What happens to your role if control of the site shifts to the city?
The LMDC will still play a role in the memorial process.

How do you reconcile the need for a contemplative place for the memorial with the highly commercial considerations being planned?
Artists and designers can solve that problem. A lot of memorials in Europe and the United States have created quiet, contemplative spaces in the middle of active cities. There are a number of them in Berlin. At the Arc de Triomph, in Paris, there’s a wonderful Tomb of the Unknown Soldier. Even in Oklahoma City there are residential buildings going up all around the memorial—new office towers are under construction too—and [the memorial] is functioning extremely well because of the way it was designed. We have to trust the design, whatever it turns out to be.

Is the LMDC still planning an open international competition?
Yes. We’re working with our consultants right now. They just started to develop the competition guidelines, and what’s on the table is an open competition. It was an international incident; there were 91 countries that lost people at the World Trade Center. So why would we not want to invite the international community?
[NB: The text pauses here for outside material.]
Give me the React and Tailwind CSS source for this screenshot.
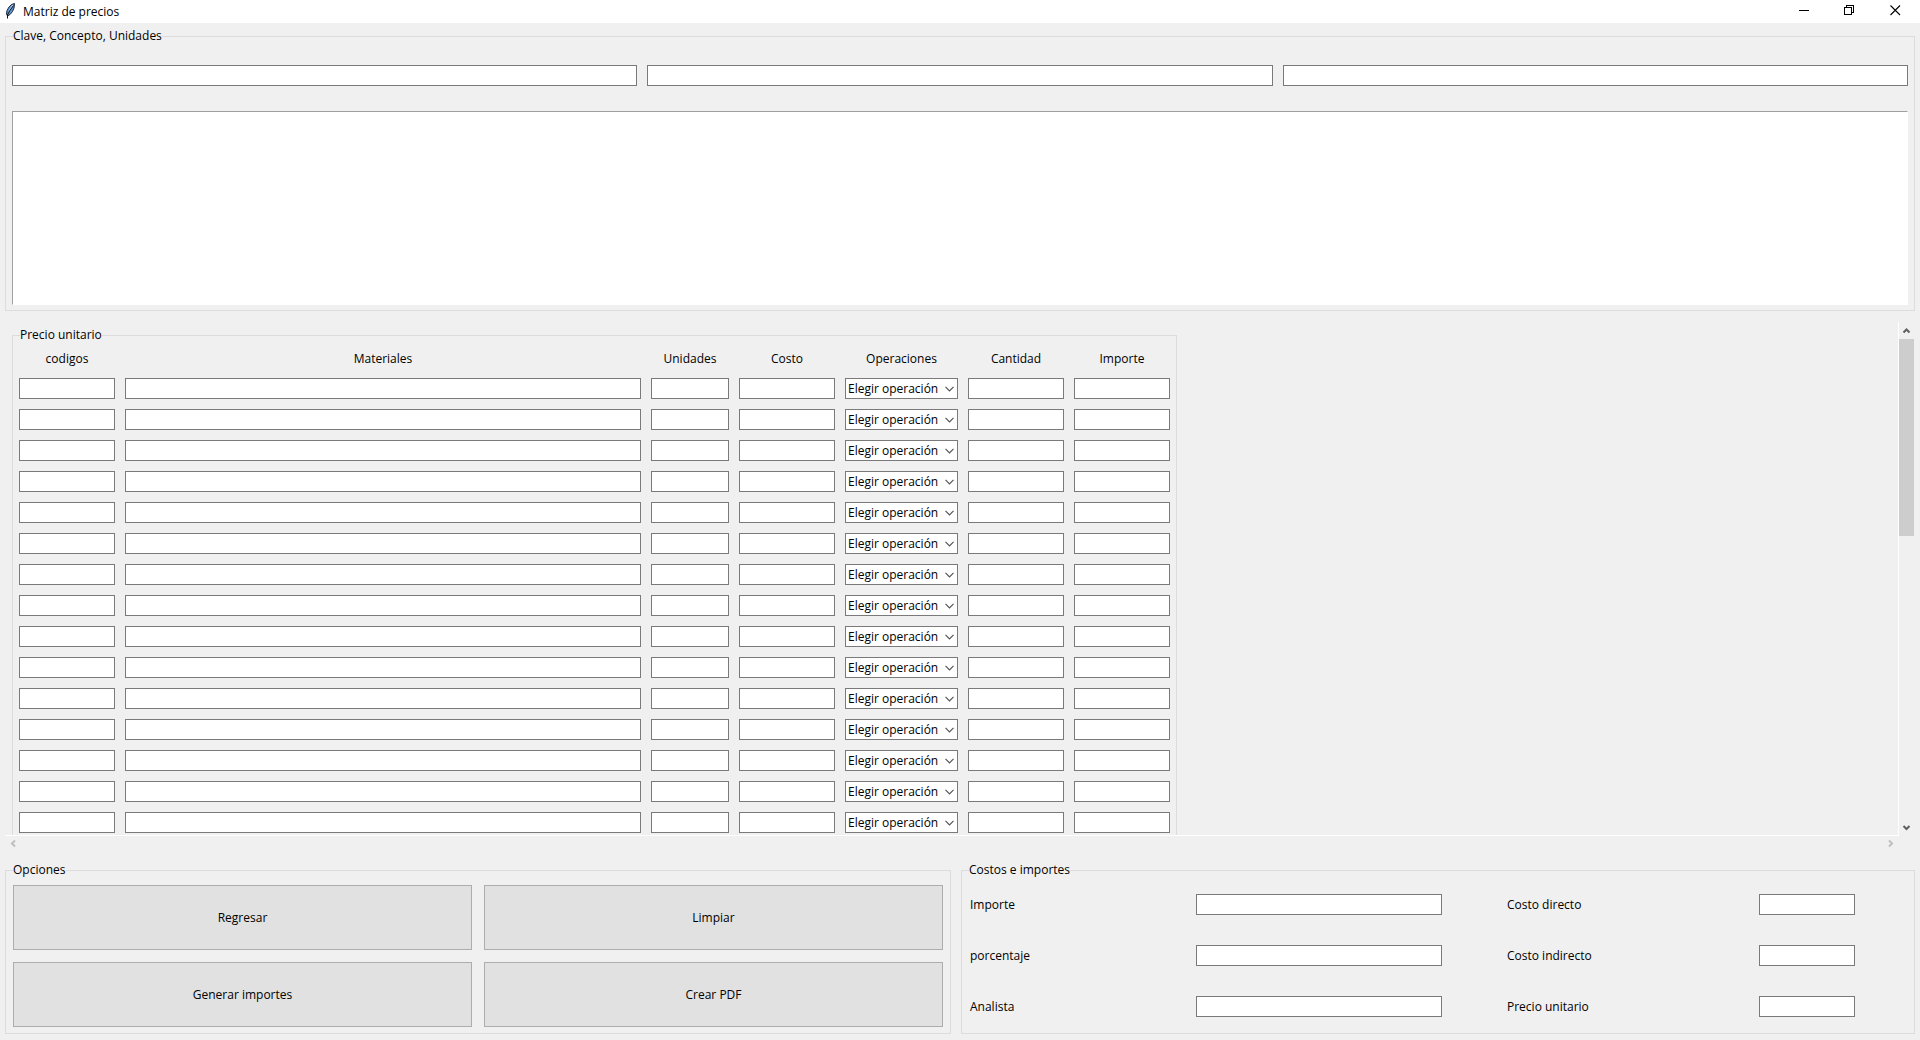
const COLUMNS = [
  { key: 'codigos', label: 'codigos', width: 'w-[106px]' },
  { key: 'materiales', label: 'Materiales', width: 'w-[526px]' },
  { key: 'unidades', label: 'Unidades', width: 'w-[88px]' },
  { key: 'costo', label: 'Costo', width: 'w-[106px]' },
  { key: 'operaciones', label: 'Operaciones', width: 'w-[123px]' },
  { key: 'cantidad', label: 'Cantidad', width: 'w-[106px]' },
  { key: 'importe', label: 'Importe', width: 'w-[96px]' },
];

const ROWS = Array.from({ length: 15 }, (_, i) => i + 1);

const COSTS = [
  ['Importe', 'Costo directo'],
  ['porcentaje', 'Costo indirecto'],
  ['Analista', 'Precio unitario'],
];

function Entry({ className = 'w-full', ...props }) {
  return (
    <input
      type="text"
      className={`block h-[21px] min-w-0 border border-[#7a7a7a] bg-white px-[3px] outline-none focus:border-[#0078d7] ${className}`}
      {...props}
    />
  );
}

function Group({ title, className = '', bodyClassName = '', children }) {
  return (
    <fieldset className={`min-w-0 border border-[#dcdcdc] ${className}`}>
      <legend className="ml-[7px] h-[18px] leading-[18px]">{title}</legend>
      <div className={bodyClassName}>{children}</div>
    </fieldset>
  );
}

function FeatherIcon() {
  return (
    <svg width="11" height="16" viewBox="0 0 11 16" aria-hidden="true">
      <path d="M9.5 0.5 6.5 1.5 4 4 2 7.5 1.5 11 2.5 13 5 11.5 7.5 8.5 9 5Z" fill="#5b94d6" stroke="#1d2b3a" strokeWidth="1" />
      <path d="M8 2 5 6 3.5 9.500" fill="none" stroke="#b9d6f5" strokeWidth="1" />
      <path d="M8.500 2.500 4.500 8 2.500 12 2.500 15.500" fill="none" stroke="#111" strokeWidth="1" />
    </svg>
  );
}

function TitleBar() {
  return (
    <header className="flex h-[23px] shrink-0 items-start bg-white pl-[5px]">
      <div className="pt-[3px]"><FeatherIcon /></div>
      <h1 className="grow pl-[7px] pt-[3px] leading-[18px]">Matriz de precios</h1>
      <button type="button" aria-label="Minimizar" className="flex h-[21px] w-[46px] items-center justify-center">
        <svg width="10" height="11" shapeRendering="crispEdges" aria-hidden="true"><path d="M0 5.500H10" stroke="#000" /></svg>
      </button>
      <button type="button" aria-label="Restaurar" className="flex h-[20px] w-[44px] items-center justify-center">
        <svg width="10" height="10" fill="none" stroke="#000" shapeRendering="crispEdges" aria-hidden="true">
          <path d="M.5 2.500h7v7h-7zM2.500 2.500v-2h7v7h-2" />
        </svg>
      </button>
      <button type="button" aria-label="Cerrar" className="flex h-[21px] w-[49px] items-center justify-center">
        <svg width="11" height="11" stroke="#000" strokeWidth="1.100" aria-hidden="true"><path d="M.5.5l9.500 9.500M10 .5l-9.500 9.500" /></svg>
      </button>
    </header>
  );
}

const CHEVRONS = {
  up: 'M1.500 6.500 4.500 3.500 7.500 6.500',
  down: 'M1.500 3 4.500 6 7.500 3',
  left: 'M6 1.500 3 4.500 6 7.500',
  right: 'M3 1.500 6 4.500 3 7.500',
};

function ScrollArrow({ dir, label, className }) {
  return (
    <button type="button" aria-label={label} className={`flex shrink-0 items-center justify-center ${className}`}>
      <svg width="9" height="9" fill="none" stroke="currentColor" strokeWidth="2" aria-hidden="true">
        <path d={CHEVRONS[dir]} />
      </svg>
    </button>
  );
}

function OperationSelect({ row }) {
  return (
    <div className="relative">
      <select
        aria-label={`Operaciones ${row}`}
        className="block h-[21px] w-full appearance-none border border-[#7a7a7a] bg-white pl-[2px] pr-[18px] leading-[18px] outline-none"
      >
        <option>Elegir operación</option>
      </select>
      <svg width="9" height="6" fill="none" stroke="#555" className="pointer-events-none absolute right-[4px] top-[8px]" aria-hidden="true">
        <path d="M.5.8 4.500 4.800 8.500.8" strokeWidth="1.200" />
      </svg>
    </div>
  );
}

function PriceTable() {
  return (
    <table className="table-fixed border-collapse">
      <thead>
        <tr className="h-[34px]">
          {COLUMNS.map((c) => (
            <th key={c.key} scope="col" className={`${c.width} pb-[4px] pr-[10px] align-middle font-normal last:pr-0`}>
              {c.label}
            </th>
          ))}
        </tr>
      </thead>
      <tbody>
        {ROWS.map((row) => (
          <tr key={row} className="h-[31px]">
            {COLUMNS.map((c) => (
              <td key={c.key} className="p-0 pr-[10px] align-top last:pr-0">
                {c.key === 'operaciones' ? <OperationSelect row={row} /> : <Entry aria-label={`${c.label} ${row}`} />}
              </td>
            ))}
          </tr>
        ))}
      </tbody>
    </table>
  );
}

function PriceArea() {
  return (
    <section className="mt-[11px] flex min-h-0 flex-1 flex-col" aria-label="Precio unitario">
      <div className="flex min-h-0 flex-1">
        <div className="min-w-0 flex-1 overflow-hidden border-b border-r border-white pl-[7px] pt-[4px]">
          <Group title="Precio unitario" className="w-fit border-b-0" bodyClassName="px-[6px]">
            <PriceTable />
          </Group>
        </div>
        <div className="flex w-[16px] flex-col pr-px text-[#606060]">
          <ScrollArrow dir="up" label="Subir" className="h-[17px]" />
          <div className="min-h-0 flex-1">
            <div className="h-[41%] bg-[#cdcdcd]" />
          </div>
          <ScrollArrow dir="down" label="Bajar" className="h-[17px]" />
        </div>
      </div>
      <div className="mr-[16px] flex h-[15px] shrink-0 justify-between text-[#bfbfbf]">
        <ScrollArrow dir="left" label="Izquierda" className="w-[17px]" />
        <ScrollArrow dir="right" label="Derecha" className="w-[17px]" />
      </div>
    </section>
  );
}

export default function App() {
  return (
    <div className="flex h-screen flex-col bg-[#f0f0f0] font-['Open_Sans','Noto_Sans',sans-serif] text-[12px] text-black">
      <TitleBar />
      <main className="flex min-h-0 flex-1 flex-col px-[5px] pb-[6px] pt-[4px]">
        <Group title="Clave, Concepto, Unidades" bodyClassName="px-[6px] pb-[5px]">
          <div className="grid grid-cols-3 gap-[10px] pt-[20px]">
            <Entry aria-label="Clave" />
            <Entry aria-label="Concepto" />
            <Entry aria-label="Unidades" />
          </div>
          <textarea
            aria-label="Descripción"
            className="mt-[25px] block h-[194px] w-full resize-none border border-b-white border-l-[#a0a0a0] border-r-white border-t-[#a0a0a0] bg-white px-[3px] outline-none"
          />
        </Group>

        <PriceArea />

        <div className="mt-[10px] grid shrink-0 grid-cols-[946fr_954fr] gap-[10px]">
          <Group title="Opciones" bodyClassName="px-[7px] pb-[6px]">
            <div className="grid grid-cols-2 gap-[12px] pt-[6px]">
              {['Regresar', 'Limpiar', 'Generar importes', 'Crear PDF'].map((name) => (
                <button key={name} type="button" className="h-[65px] border border-[#adadad] bg-[#e1e1e1] hover:border-[#0078d7] hover:bg-[#e5f1fb]">
                  {name}
                </button>
              ))}
            </div>
          </Group>
          <Group title="Costos e importes" bodyClassName="pl-[8px] pr-[7px]">
            <div className="grid grid-cols-[226fr_311fr_252fr_148fr] gap-y-[30px] pt-[15px]">
              {COSTS.flat().map((name, i) => [
                <label key={`l${name}`} htmlFor={`costo-${i}`} className="leading-[21px]">{name}</label>,
                <Entry key={`i${name}`} id={`costo-${i}`} className={i % 2 ? 'w-[96px]' : 'w-[246px]'} />,
              ])}
            </div>
          </Group>
        </div>
      </main>
    </div>
  );
}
When you move forward with the selection process will you pick semifinalists or choose a single winning design?
That’s something we’re still talking about. Other issues are unsolved, such as, should we go straight to concept or make a short list and have the designers make models? I know we’re going to start out with conceptual drawings.

Once you narrow the applications—say from eight thousand to eight—would you then submit them to the same type of public-comment process that the site plans went through?
None of that has been worked out. We’ve had our advisory councils and the public involved in a lot of what we’ve been doing all along. We want an open, transparent process. But I want to be careful how we go through this because the jury process has to be protected. When you get into a competition like this, with a professional jury, you want to ensure the integrity of that process.